Another positive for Ingredion in the quarter was the company’s KaTech Food Systems business, which Ingredion acquired in 2021. An international food technology company that supplies textural food ingredient solutions to food manufacturers and brands, KaTech turned in 40% year-over-year net sales growth in the first quarter, driven largely by wins in North Africa and Europe, Mr. Zallie said.
“This commercial integration has gone extremely well, and we are winning new contracts in both developed and emerging markets,” he said.
Ingredion in 2023 expects adjusted EPS to be in the range of $8.70 to $9.40, up from its earlier forecast of $7.70 to $8.40. Ingredion forecasts North American operating income to be up 20% to 25%, with price mix continuing to outpace lower volumes and increasing costs.

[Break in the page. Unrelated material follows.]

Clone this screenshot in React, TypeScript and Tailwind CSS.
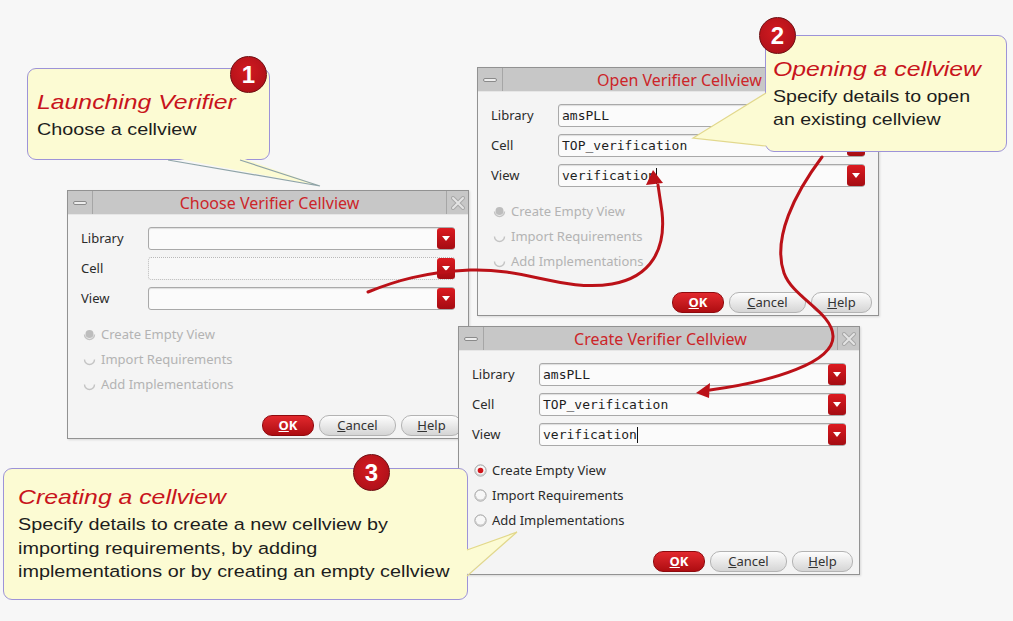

“Our updated full-year outlook reflects the effective customer and price mix management that our commercial teams have executed and the cost efficiency opportunities our operations and supply chain teams are pursuing,” he said. “We are carefully watching volume demand and are expecting customer inventories to normalize in the second quarter. Thereafter, we expect to see a steady pickup in volumes throughout the second half. We are seeing innovation activity from our customers picking up and are encouraged by the opportunities for co-creation, particularly for affordable formulating, sugar reduction and clean label solutions.
“Lastly, our business continues to demonstrate resilience, and our teams are responding with agility, despite slowing economic growth. We see opportunities to invest in specialties growth and upgrade our core product mix. And we remain focused on executing against our driving growth road map to create long-term value for our shareholders.”